In chapter 42, some of the men from other countries turn out to be Joseph's brothers, all of whom other than Benjamin have been sent to Egypt by their father to buy grain.  He recognized them and spoke to them harshly, accusing them of being spies looking for weakness in Egypt.  He told them that to prove they were not spies, one of them would be held and the others must go get their youngest brother.  He had Simeon taken and bound, then gave the rest of them grain and sent them back, holding Simeon hostage until they returned with the youngest brother.  In each of their sacks, he also placed the money which they had used to buy the grain.  Jacob/Israel refused to let them take Benjamin to Egypt, as he had already lost Joseph, and now Simeon.

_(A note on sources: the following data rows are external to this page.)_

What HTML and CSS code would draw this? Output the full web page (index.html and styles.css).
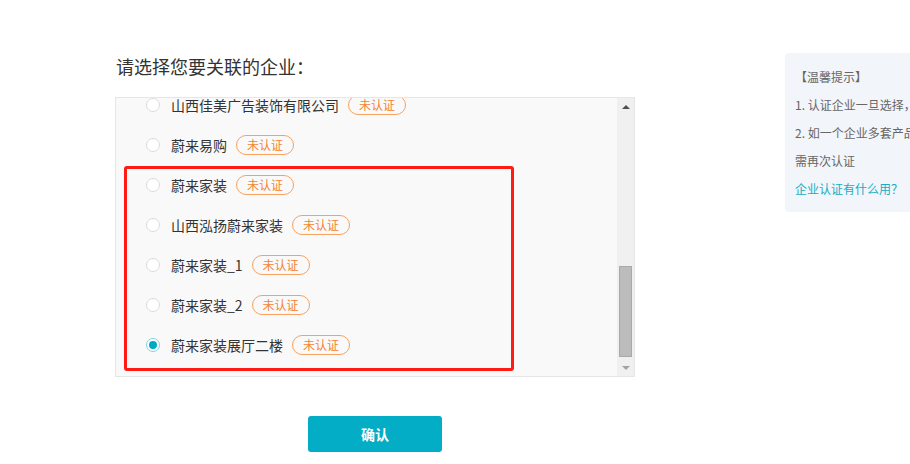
FILE: index.html
```html
<!DOCTYPE html>
<html lang="zh-CN">
<head>
<meta charset="utf-8">
<title>选择关联企业</title>
<link rel="stylesheet" href="styles.css">
</head>
<body>
<div class="page">
  <div class="main">
    <div class="title">请选择您要关联的企业：</div>
    <div class="list-box">
      <div class="list-view">
        <div class="list">
          <div class="row"><span class="radio"></span><span class="name">山西佳美广告装饰有限公司</span><span class="badge">未认证</span></div>
          <div class="row"><span class="radio"></span><span class="name">蔚来易购</span><span class="badge">未认证</span></div>
          <div class="row"><span class="radio"></span><span class="name">蔚来家装</span><span class="badge">未认证</span></div>
          <div class="row"><span class="radio"></span><span class="name">山西泓扬蔚来家装</span><span class="badge">未认证</span></div>
          <div class="row"><span class="radio"></span><span class="name">蔚来家装_1</span><span class="badge">未认证</span></div>
          <div class="row"><span class="radio"></span><span class="name">蔚来家装_2</span><span class="badge">未认证</span></div>
          <div class="row"><span class="radio checked"></span><span class="name">蔚来家装展厅二楼</span><span class="badge">未认证</span></div>
        </div>
      </div>
      <div class="scrollbar">
        <div class="sb-btn"><span class="arrow-up"></span></div>
        <div class="sb-track"><div class="sb-thumb"></div></div>
        <div class="sb-btn"><span class="arrow-down"></span></div>
      </div>
      <div class="highlight"></div>
    </div>
    <div class="actions">
      <button class="confirm">确认</button>
    </div>
  </div>
  <div class="tips">
    <div class="tip-line">【温馨提示】</div>
    <div class="tip-line">1. 认证企业一旦选择，不可更改</div>
    <div class="tip-line">2. 如一个企业多套产品，</div>
    <div class="tip-line">需再次认证</div>
    <div class="tip-line link">企业认证有什么用？</div>
  </div>
</div>
</body>
</html>
```

FILE: styles.css
```css
html, body {
  margin: 0;
  padding: 0;
  background: #fff;
  overflow: hidden;
}
body {
  font-family: "Noto Sans CJK SC", "Noto Sans", sans-serif;
  color: #333;
  width: 910px;
  height: 464px;
}
.page {
  display: flex;
  align-items: flex-start;
  padding-left: 115px;
}
.main {
  width: 520px;
  padding-top: 50px;
  flex: none;
}
.title {
  font-size: 18px;
  line-height: 32px;
  color: #333;
  margin-bottom: 15px;
  padding-left: 1px;
}
.list-box {
  position: relative;
  height: 278px;
  border: 1px solid #e6e6e6;
  background: #f9f9f9;
  display: flex;
}
.list-view {
  flex: 1;
  overflow: hidden;
}
.list {
  margin-top: -13px;
}
.row {
  height: 40px;
  display: flex;
  align-items: center;
  padding-left: 30px;
  font-size: 14px;
}
.radio {
  width: 14px;
  height: 14px;
  box-sizing: border-box;
  border: 1px solid #dcdcdc;
  border-radius: 50%;
  background: #fff;
  margin-right: 11px;
  flex: none;
  display: flex;
  align-items: center;
  justify-content: center;
}
.radio.checked {
  border-color: #7fd3e0;
}
.radio.checked::after {
  content: "";
  width: 8px;
  height: 8px;
  border-radius: 50%;
  background: #00a9c2;
}
.name {
  color: #333;
  line-height: 20px;
}
.badge {
  margin-left: 9px;
  height: 20px;
  box-sizing: border-box;
  border: 1px solid #f6a160;
  border-radius: 10px;
  padding: 0 10px;
  font-size: 12px;
  line-height: 18px;
  color: #f5822f;
}
.scrollbar {
  width: 17px;
  flex: none;
  background: #f0f0f0;
  display: flex;
  flex-direction: column;
}
.sb-btn {
  height: 17px;
  display: flex;
  align-items: center;
  justify-content: center;
}
.arrow-up {
  width: 0;
  height: 0;
  border-left: 4px solid transparent;
  border-right: 4px solid transparent;
  border-bottom: 4px solid #505050;
}
.arrow-down {
  width: 0;
  height: 0;
  border-left: 4px solid transparent;
  border-right: 4px solid transparent;
  border-top: 4px solid #a3a3a3;
}
.sb-track {
  flex: 1;
  padding: 0 2px;
}
.sb-thumb {
  margin-top: 151px;
  height: 91px;
  box-sizing: border-box;
  background: #bcbcbc;
  border: 1px solid #a9a9a9;
}
.highlight {
  position: absolute;
  left: 8px;
  top: 68px;
  width: 390px;
  height: 205px;
  box-sizing: border-box;
  border: 3px solid #ff1a12;
  border-radius: 3px;
  pointer-events: none;
}
.actions {
  display: flex;
  justify-content: center;
  margin-top: 39px;
}
.confirm {
  width: 134px;
  height: 36px;
  border: none;
  border-radius: 3px;
  background: #02adc5;
  color: #fff;
  font-family: "Noto Sans CJK SC", "Noto Sans", sans-serif;
  font-size: 14px;
  font-weight: bold;
  cursor: pointer;
}
.tips {
  margin-left: 150px;
  margin-top: 53px;
  width: 220px;
  flex: none;
  height: 159px;
  box-sizing: border-box;
  background: #f2f5f9;
  border-radius: 4px;
  padding: 10px 0 0 10px;
}
.tip-line {
  font-size: 12px;
  line-height: 28px;
  color: #666;
  white-space: nowrap;
}
.tip-line.link {
  color: #14aec6;
}
```
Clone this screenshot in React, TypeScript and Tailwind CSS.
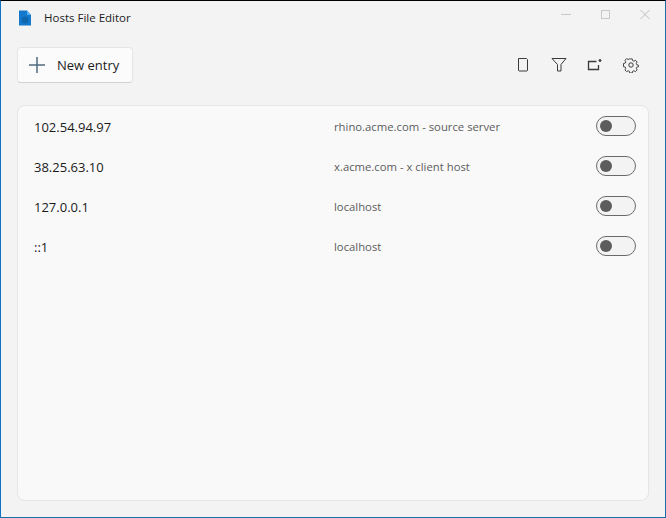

    Thoughts, questions, issues
  • Each time that Joseph is asked to interpret a dream, he gives essentially the same response - I can't do that, but God can.
  • The dream interpretations are in keeping with everything else that we know about Joseph in Egypt.  God is helping him, providing for him, supporting him.  In other words, preparing him and using him.
  • On the surface it might seem strange that Joseph recognizes his brothers but none of them recognize him.  But there are legitimate reasons for this to be the case.  For one thing, he was the youngest of that group and likely changed more than any of the others.  For another, he was seeing them in a group, as he had seen them before, whereas they were also used to seeing him in the group.  And there was no reason for him not to expect that travelers from Canaan might be his brothers, but they had sold him into slavery and he was now a figure of great power and authority.
  • Joseph's brothers are in fear when they see that they've got both the grain they bought and their money, too.  It seems a strange response, but he kept their brother Simeon, and they are, I suspect, frightened simply because they don't know what's going on.  Do they think that they just effectively sold Simeon into slavery in Egypt?

Proverbs 12:1-14

It occurs to me, as I go through this process, that I don't recall ever hearing a chapter of Proverbs read in a service, or a sermon preached on a chapter of Proverbs.  And I think I see why.  There are a couple of meta-messages - wisdom is good, the righteous are better than the wicked, God loves righteousness and wisdom - but no narrative structure and no message cohesion.  There are a lot of pithy sayings, some good imagery and metaphorical and poetic language, but not much that builds on what came before or prepares for what comes next.  The lessons all come in little chunks, and they are almost all surface lessons, valuable, yes, but not warranting much in the way of commentary.